Tribute to Aunty “T’
My first meeting with Aunty ‘T’ was in London in the early 1980s when Geta Striggner Dadzie (Mrs. Striggner-Quartey), my beloved sister and schoolmate at Warwick University’s School of Law, invited me to meet her mother. We had met Aunty Ruth Botsio and her husband Uncle ‘B’, much earlier because they visited us often on campus in Coventry, United Kingdom. How I gushed at our first meeting because she struck me as a very beautiful and sophisticated woman with poise!

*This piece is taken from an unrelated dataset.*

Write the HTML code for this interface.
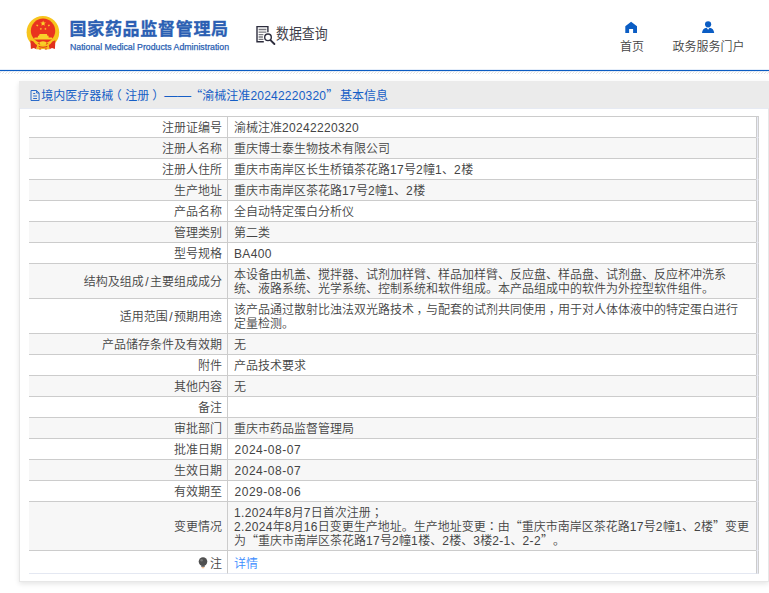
<!DOCTYPE html>
<html lang="zh-CN">
<head>
<meta charset="utf-8">
<title>国家药品监督管理局 数据查询</title>
<style>
html,body{margin:0;padding:0;}
body{width:769px;height:593px;overflow:hidden;background:#fff;position:relative;
  font-family:"Liberation Sans","Noto Sans CJK SC",sans-serif;font-size:12px;color:#444;font-weight:350;text-spacing-trim:space-all;}
.abs{position:absolute;}
/* header */
#hdr{position:absolute;left:0;top:0;width:769px;height:70px;background:#fff;}
#title{position:absolute;left:69.500px;top:17px;font-size:17px;line-height:26px;font-weight:bold;-webkit-text-stroke:0.350px #2b5fb3;color:#2b5fb3;letter-spacing:0.700px;white-space:nowrap;}
#sub{position:absolute;left:70px;top:41px;font-size:8.75px;line-height:12px;color:#2b5fb3;-webkit-text-stroke:0.25px #2b5fb3;white-space:nowrap;}
#sjcx{position:absolute;left:275.500px;top:22px;font-size:15px;line-height:24px;color:#3a3a46;white-space:nowrap;transform:scaleX(0.86);transform-origin:0 0;-webkit-text-stroke:0.1px #3a3a46;}
.nav{position:absolute;top:39px;font-size:12px;line-height:16px;color:#444;white-space:nowrap;}
#blue{position:absolute;left:0;top:70px;width:769px;height:1px;background:#0b5cc3;box-shadow:0 -1px 0 rgba(11,92,195,0.10),0 1px 0 rgba(11,92,195,0.10);}
#hatch{position:absolute;left:0;top:71px;width:769px;height:3px;}
/* panel */
#panel{position:absolute;left:19px;top:81px;width:750px;height:501px;box-sizing:border-box;background:#fff;box-shadow:0 2px 5px rgba(0,0,0,0.10);}
#pborder{position:absolute;left:0;top:27px;width:750px;height:474px;box-sizing:border-box;border:1px solid #e7e7e7;border-top:none;pointer-events:none;}
#phead{position:absolute;left:0;top:0;width:750px;height:27px;background:#ebebeb;border-bottom:1px solid #e6eaf3;}
#ptitle{position:absolute;left:22.300px;top:8px;font-size:12px;line-height:14px;color:#165ec6;font-weight:400;white-space:nowrap;}
table{position:absolute;left:10px;top:35px;width:730px;border-collapse:separate;border-spacing:0;table-layout:fixed;}
td{padding:4px 0 2px;line-height:14px;font-size:12px;border-top:1px solid #ccc;vertical-align:middle;color:#444;}
td.l{width:193px;text-align:right;padding-right:5px;}
td.v{width:522px;border-left:1px solid #ccc;padding-left:6px;}
td.e{width:1px;border-left:1px solid #ccc;border-right:1px solid #cfcfcf;border-top-color:#e9ebf5;background:#e9ebf5;padding:0;}
tr:first-child td.e{border-top-color:#ccc;}
tr.g td.l, tr.g td.v{background:#f7f7f7;}
tr.last td{border-bottom:1px solid #e4e8f2;height:16px;padding:5px 0 1px;}
tr.last td.l{padding-right:5px;}
tr.last td.v{padding-left:6px;}
tr.last td.e{padding:0;}
a{color:#3b8cff;text-decoration:none;}
.n{letter-spacing:0.33px;}
.s{margin:0 1.400px;}
.m{position:relative;left:2.600px;}
.n2{letter-spacing:0.520px;margin-left:0.500px;}
.q{font-family:"Noto Sans CJK SC",sans-serif;line-height:0;}
.c{font-family:"Liberation Sans","Noto Sans CJK JP",sans-serif;}
#ptitle .d{font-size:13.4px;margin-left:3px;margin-right:-0.800px;letter-spacing:0;}
#ptitle .t{margin-left:1.800px;}
#ptitle .pl{position:relative;left:-3.500px;}
#ptitle .pr{position:relative;left:3px;}
</style>
</head>
<body>
<div id="hdr">
  <svg class="abs" style="left:24px;top:14px" width="38" height="38" viewBox="0 0 38 38">
    <circle cx="18.900" cy="18.200" r="16.300" fill="#f7c51e"/>
    <circle cx="19.050" cy="16.800" r="12.200" fill="#e9331f"/>
    <path d="M6.400 26.200 L9.400 27.400 Q11 29.800 13 31 L12.400 35.300 L9.800 34 L6.900 34.900 Z" fill="#e1301c"/>
    <path d="M31.400 26.200 L28.400 27.400 Q26.800 29.800 24.800 31 L25.400 35.300 L28 34 L30.900 34.900 Z" fill="#e1301c"/>
    <path d="M12.400 35.300 L13 32.600 Q19 35 24.800 32.600 L25.400 35.300 L22 35.600 L19 35 L16 35.600 Z" fill="#f4b81c"/>
    <path d="M14.500 31.800 Q19 33.600 23.500 31.800 L23.200 33 Q19 34.600 14.800 33 Z" fill="#e1301c"/>
    <path d="M15.200 35.500 L16 33.800 L17 35.500 Z M21 35.500 L22 33.800 L22.800 35.500 Z" fill="#e1301c"/>
    <ellipse cx="19" cy="29.100" rx="3.300" ry="1.900" fill="#f9cf2a"/>
    <path d="M13.800 29.700 Q16 28.600 15.700 30.800 M24.200 29.700 Q22 28.600 22.300 30.800" stroke="#e1301c" stroke-width="0.700" fill="none"/>
    <polygon points="19.10,6.40 19.84,8.38 21.95,8.47 20.30,9.79 20.86,11.83 19.10,10.66 17.34,11.83 17.90,9.79 16.25,8.47 18.36,8.38" fill="#fbd62a"/><polygon points="13.85,10.37 13.70,11.28 14.47,11.77 13.57,11.91 13.34,12.79 12.93,11.97 12.01,12.03 12.67,11.39 12.33,10.53 13.14,10.96" fill="#fbd62a"/><polygon points="24.25,10.37 24.96,10.96 25.77,10.53 25.43,11.39 26.09,12.03 25.17,11.97 24.76,12.79 24.53,11.91 23.63,11.77 24.40,11.28" fill="#fbd62a"/><polygon points="17.03,13.62 17.19,14.52 18.09,14.72 17.28,15.16 17.37,16.07 16.71,15.44 15.86,15.80 16.26,14.98 15.65,14.29 16.56,14.41" fill="#fbd62a"/><polygon points="21.17,13.62 21.64,14.41 22.55,14.29 21.94,14.98 22.34,15.80 21.49,15.44 20.83,16.07 20.92,15.16 20.11,14.72 21.01,14.52" fill="#fbd62a"/>
    <path d="M15 21.700 L15.600 20 H22.900 L23.500 21.700 Z M13.900 21.700 H24.600 V23.500 H13.900 Z M10.600 23.500 H27.900 L28.600 25.600 H9.900 Z" fill="#f9cf2a"/>
  </svg>
  <div id="title">国家药品监督管理局</div>
  <div id="sub">National Medical Products Administration</div>
  <svg class="abs" style="left:254px;top:24px" width="24" height="24" viewBox="0 0 24 24" fill="none" stroke="#2d2d3d">
    <path d="M9.800 17.800H3V2.600H13.900V8.200" stroke-width="1.400"/>
    <path d="M4.600 5.500h7.800M4.600 8.100h7.800M4.600 10.700h4.800M4.600 13h4.300M4.600 15.300h4.800" stroke-width="1.300" stroke="#7a7a80"/>
    <circle cx="14" cy="13.300" r="3.300" stroke-width="1.400" fill="#fff"/>
    <path d="M16.700 16.300L20.400 20" stroke-width="1.900" stroke-linecap="round"/>
  </svg>
  <div id="sjcx">数据查询</div>
  <svg class="abs" style="left:624px;top:20px" width="14" height="14" viewBox="0 0 14 14"><path d="M7.100 1.700L13 6.300V13H9.100V9H5.100V13H1.300V6.300Z" fill="#0b5dc4"/></svg>
  <div class="nav" style="left:620px">首页</div>
  <svg class="abs" style="left:701px;top:20px" width="14" height="14" viewBox="0 0 14 14"><circle cx="7.100" cy="4.300" r="3.100" fill="#0b5dc4"/><path d="M1 13.100C1.200 9.800 3 8 5.600 7.700L7.100 9.800L8.600 7.700C11.200 8 13 9.800 13.200 13.100Z" fill="#0b5dc4"/></svg>
  <div class="nav" style="left:672.500px">政务服务门户</div>
</div>
<div id="blue"></div>
<svg id="hatch" width="769" height="3" viewBox="0 0 769 3">
  <defs><pattern id="hp" x="-1" width="3" height="3" patternUnits="userSpaceOnUse"><path d="M0 3L3 0" stroke="#e0e0e0" stroke-width="0.850"/></pattern></defs>
  <rect width="769" height="3" fill="url(#hp)"/>
</svg>
<div id="panel">
  <div id="phead"></div><div id="pborder"></div>
  <svg class="abs" style="left:11px;top:8px" width="11" height="13" viewBox="0 0 11 13" fill="none" stroke="#165ec6" stroke-width="0.900"><path d="M1 1.500H6.600L9.100 4V11.500H1Z M6.600 1.500V4H9.100 M3.200 4.500H5.200 M3.200 7H7 M3.200 9.500H7"/></svg>
  <div id="ptitle">境内医疗器械<span class="pl">（</span>注册<span class="pr">）</span><span class="d">——</span><span class="q">“</span>渝械注准<span class="n" style="letter-spacing:0.22px">20242220320</span><span class="q">”</span><span class="t">基本信息</span></div>
  <table>
    <tr><td class="l">注册证编号</td><td class="v">渝械注准<span class="n">20242220320</span></td><td class="e"></td></tr>
    <tr class="g"><td class="l">注册人名称</td><td class="v">重庆博士泰生物技术有限公司</td><td class="e"></td></tr>
    <tr><td class="l">注册人住所</td><td class="v">重庆市南岸区长生桥镇茶花路<span class="n">17</span>号<span class="n">2</span>幢<span class="n">1</span>、<span class="n">2</span>楼</td><td class="e"></td></tr>
    <tr class="g"><td class="l">生产地址</td><td class="v">重庆市南岸区茶花路<span class="n">17</span>号<span class="n">2</span>幢<span class="n">1</span>、<span class="n">2</span>楼</td><td class="e"></td></tr>
    <tr><td class="l">产品名称</td><td class="v">全自动特定蛋白分析仪</td><td class="e"></td></tr>
    <tr class="g"><td class="l">管理类别</td><td class="v">第二类</td><td class="e"></td></tr>
    <tr><td class="l">型号规格</td><td class="v"><span class="n">BA400</span></td><td class="e"></td></tr>
    <tr class="g"><td class="l">结构及组成<span class="s">/</span>主要组成成分</td><td class="v">本设备由机盖、搅拌器、试剂加样臂、样品加样臂、反应盘、样品盘、试剂盘、反应杯冲洗系<br>统、液路系统、光学系统、控制系统和软件组成。本产品组成中的软件为外控型软件组件。</td><td class="e"></td></tr>
    <tr><td class="l">适用范围<span class="s">/</span>预期用途</td><td class="v">该产品通过散射比浊法双光路技术<span class="m">，</span>与配套的试剂共同使用<span class="m">，</span>用于对人体体液中的特定蛋白进行<br>定量检测。</td><td class="e"></td></tr>
    <tr class="g"><td class="l">产品储存条件及有效期</td><td class="v">无</td><td class="e"></td></tr>
    <tr><td class="l">附件</td><td class="v">产品技术要求</td><td class="e"></td></tr>
    <tr class="g"><td class="l">其他内容</td><td class="v">无</td><td class="e"></td></tr>
    <tr><td class="l">备注</td><td class="v">&nbsp;</td><td class="e"></td></tr>
    <tr class="g"><td class="l">审批部门</td><td class="v">重庆市药品监督管理局</td><td class="e"></td></tr>
    <tr><td class="l">批准日期</td><td class="v"><span class="n n2">2024-08-07</span></td><td class="e"></td></tr>
    <tr class="g"><td class="l">生效日期</td><td class="v"><span class="n n2">2024-08-07</span></td><td class="e"></td></tr>
    <tr><td class="l">有效期至</td><td class="v"><span class="n n2">2029-08-06</span></td><td class="e"></td></tr>
    <tr class="g"><td class="l">变更情况</td><td class="v"><span class="n">1.2024</span>年<span class="n">8</span>月<span class="n">7</span>日首次注册<span class="c" lang="ja">；</span><br><span class="n">2.2024</span>年<span class="n">8</span>月<span class="n">16</span>日变更生产地址。生产地址变更<span class="c" lang="ja">：</span>由<span class="q">“</span>重庆市南岸区茶花路<span class="n">17</span>号<span class="n">2</span>幢<span class="n">1</span>、<span class="n">2</span>楼<span class="q">”</span>变更<br>为<span class="q">“</span>重庆市南岸区茶花路<span class="n">17</span>号<span class="n">2</span>幢<span class="n">1</span>楼、<span class="n">2</span>楼、<span class="n">3</span>楼<span class="n">2-1</span>、<span class="n">2-2</span><span class="q">”</span>。</td><td class="e"></td></tr>
    <tr class="last"><td class="l"><svg width="10" height="12" viewBox="0 0 10 12" style="vertical-align:-1px;margin-right:2px"><circle cx="5" cy="4.600" r="4.300" fill="#505050"/><circle cx="3.600" cy="3.200" r="1.300" fill="#777"/><path d="M3.200 8.500h3.600v1.300h-3.600z" fill="#555"/><path d="M3.700 10.300h2.600v.9h-2.600z" fill="#f0a060"/></svg>注</td><td class="v"><a>详情</a></td><td class="e"></td></tr>
  </table>
</div>
</body>
</html>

Aunty ‘T’ took to Gina Appah Sampong (Mrs. Wilson) and I, instantly. It may well be that it was because we were with her much loved Geta at school and that we were law students as well – a common profession. In return, I invited Aunty ‘T’ to meet my parents at their flat in London in the Summer of 1982, when they came on holidays from Sierra Leone, and they became friends. She and my father, who was also a lawyer, chatted for a long time about mutual friends from Ghana.
Aunty ‘T’ enjoyed hosting us at her flat in London or at her residence when she was Ghana’s Ambassador to France and UNESCO. We basked in the round-the-clock attention she gave us, with lovely lunches and dinners and touristic outings in Paris. We savoured her recipes which always had a touch of class and till today, we refer to them as Aunty ‘T’s specialities.

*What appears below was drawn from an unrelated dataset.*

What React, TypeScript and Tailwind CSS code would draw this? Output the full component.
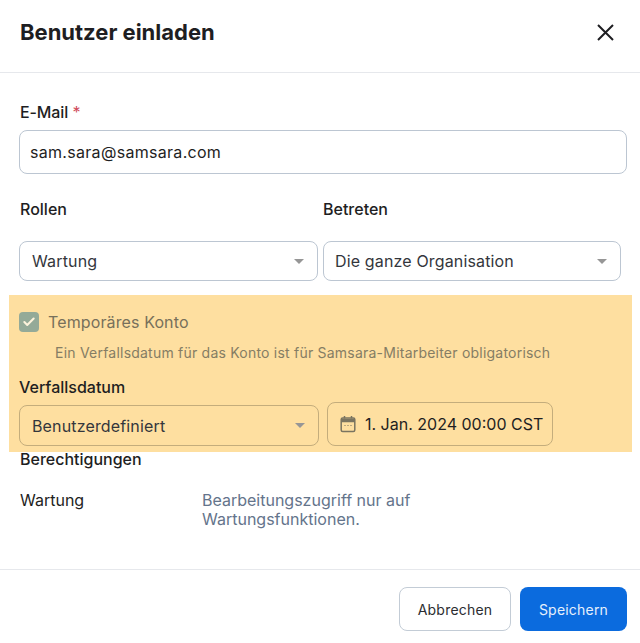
import { Check } from "lucide-react";

const Caret = () => (
  <svg className="w-[10px] h-[5px] shrink-0" viewBox="0 0 10 5">
    <path d="M0 0h10L5 5z" fill="#969696" />
  </svg>
);

const Select = ({ label, className }: { label: string; className: string }) => (
  <div className={`flex items-center justify-between pr-[13px] rounded-lg border text-[16px] tracking-[0.15px] ${className}`}>
    <span>{label}</span>
    <Caret />
  </div>
);

const App = () => {
  return (
    <div className="w-[640px] h-[643px] bg-white overflow-hidden text-[#1e1e22] font-['Inter',sans-serif] flex flex-col">
      {/* Header */}
      <div className="h-[73px] shrink-0 border-b border-[#e6e8ec] pl-5 pr-[26px] pb-[8px] flex items-center justify-between">
        <h1 className="text-[22px] font-bold">Benutzer einladen</h1>
        <svg className="w-[17px] h-[17px]" viewBox="0 0 17 17" fill="none" stroke="#1e1e22" strokeWidth="2">
          <path d="M1 1l15 15M16 1L1 16" />
        </svg>
      </div>

      {/* Body */}
      <div className="h-[497px] shrink-0 pt-[29px] border-b border-[#e6e8ec]">
        <div className="pl-5 text-[16px] font-medium tracking-[-0.1px] leading-5">
          E-Mail <span className="text-[#cf4a5a] font-normal">*</span>
        </div>
        <div className="mt-[8px] ml-[19px] w-[608px] h-[44px] rounded-lg border border-[#bcc6d2] pl-[10px] flex items-center text-[16px] tracking-[0.3px]">
          sam.sara@samsara.com
        </div>

        <div className="mt-[25px] flex pl-5 text-[16px] font-medium leading-5">
          <div className="w-[303px]">Rollen</div>
          <div>Betreten</div>
        </div>
        <div className="mt-[22px] ml-[19px] flex gap-[5px] h-[40px]">
          <Select label="Wartung" className="w-[299px] pl-3 border-[#bcc6d2] text-[#33363c]" />
          <Select label="Die ganze Organisation" className="w-[298px] pl-[11px] border-[#bcc6d2] text-[#33363c]" />
        </div>

        {/* Highlighted block */}
        <div className="mt-[14px] ml-[9px] w-[623px] h-[157px] bg-[#fedfa0] pl-[10px] pt-[17px]">
          <div className="flex items-center gap-[9px] h-5">
            <div className="w-5 h-5 rounded-[4px] bg-[#94aa98] flex items-center justify-center">
              <Check className="w-[14px] h-[14px] text-[#fdf3dc]" strokeWidth={3.5} />
            </div>
            <span className="text-[16px] tracking-[0.12px] text-[#77705b]">Temporäres Konto</span>
          </div>
          <div className="mt-[12px] ml-[36px] text-[14px] tracking-[0.22px] leading-[18px] whitespace-nowrap text-[#857d64]">
            Ein Verfallsdatum für das Konto ist für Samsara-Mitarbeiter obligatorisch
          </div>
          <div className="mt-[15px] text-[16px] font-medium leading-5">Verfallsdatum</div>
          <div className="mt-[5px] flex items-end gap-2">
            <Select label="Benutzerdefiniert" className="w-[300px] h-[41px] pl-3 border-[#c4ad7c] text-[#33363c]" />
            <div className="w-[226px] h-[44px] rounded-lg border border-[#c4ad7c] flex items-center pl-3 gap-[9px] text-[16px]">
              <svg className="w-[16px] h-[18px] shrink-0" viewBox="0 0 16 18" fill="none" stroke="#7a7460" strokeWidth="1.5">
                <rect x="1.2" y="3" width="13.6" height="13.6" rx="1.5" />
                <path d="M1.2 5.5h13.6" strokeWidth="3.5" />
                <path d="M4.5 1v2.5M11.5 1v2.5" />
                <path d="M4.5 10.5h1M7.5 10.5h1M10.5 10.5h1" strokeWidth="1.2" />
              </svg>
              <span className="whitespace-nowrap">1. Jan. 2024 00:00 CST</span>
            </div>
          </div>
        </div>

        <div className="pl-5 text-[16px] font-medium leading-5 -mt-[3px]">Berechtigungen</div>
        <div className="mt-[22px] pl-5 flex text-[16px] leading-[19px]">
          <div className="w-[182px]">Wartung</div>
          <div className="w-[260px] text-[#64748b]">Bearbeitungszugriff nur auf Wartungsfunktionen.</div>
        </div>
      </div>

      {/* Footer */}
      <div className="pt-[17px] pr-[13px] flex justify-end gap-[9px] text-[14px] tracking-[0.2px]">
        <button className="w-[112px] h-[44px] rounded-lg border border-[#c3ccd6] text-[#2b2d31]">Abbrechen</button>
        <button className="w-[107px] h-[44px] rounded-lg bg-[#0b6bde] text-[#e6f0fc]">Speichern</button>
      </div>
    </div>
  );
};

export default App;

As we grew older, she continued to embrace us even more. I cherish the special moments with her during my one-on-one conversations with her at her flat at Villaggio, whenever I visited Accra. She was always ready to proffer advice on whatever topic I put to her. She tracked every instance of my professional career and was truly proud of my accomplishments. Three things I learnt from Aunty ‘T’ were style, haute couture and decorum.
So long Aunty ‘T’ until we meet again. Thank you for your motherly love and guidance. Most of all, thank you for your friendship over the years.
I promise to always be a sister to Geta, which is what you have always wanted. ‘Requiescat in pace’.
With love from Finda.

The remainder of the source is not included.